For more information about Packt, please visit packt.com.

Introduction to Apache Spark

Apache Spark is an open source framework for processing large datasets stored in heterogeneous data stores in an efficient and fast way.Sophisticated analytical algorithms can be easily executed on these large datasets. Spark can execute a distributed program 100 times faster than MapReduce. As Spark is one of the fast-growing projects in the open source community, it provides a large number of libraries to its users.

We shall cover the following topics in this chapter:

A brief introduction to Spark

Spark architecture and the different languages that can be used for coding Spark applications

Spark components and how these components can be used together to solve a variety of use cases

A comparison between Spark and Hadoop

What is Spark?

Apache Spark is a distributed computing framework which makes big-data processing quite easy, fast, and scalable. You must be wondering what makes Spark so popular in the industry, and how is it really different than the existing tools available for big-data processing? The reason is that it provides a unified stack for processing all different kinds of big data, be it batch, streaming, machine learning, or graph data.

Spark was developed at UC Berkeley’s AMPLab in 2009 and later came under the Apache Umbrella in 2010. The framework is mainly written in Scala and Java.

Spark provides an interface with many different distributed and non-distributed data stores, such as Hadoop Distributed File System (HDFS), Cassandra, Openstack Swift, Amazon S3, and Kudu.
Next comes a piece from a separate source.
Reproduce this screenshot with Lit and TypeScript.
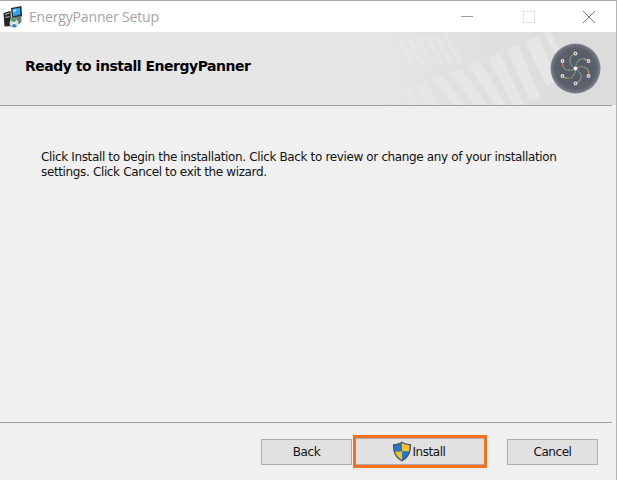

It also provides a wide variety of language APIs to perform analytics on the data stored in these data stores. These APIs include Scala, Java, Python, and R.

The basic entity of Spark is Resilient Distributed Dataset (RDD), which is a read-only partitioned collection of data. RDD can be created using data stored on different data stores or using existing RDD. We shall discuss this in more detail in Chapter 3, Spark RDD.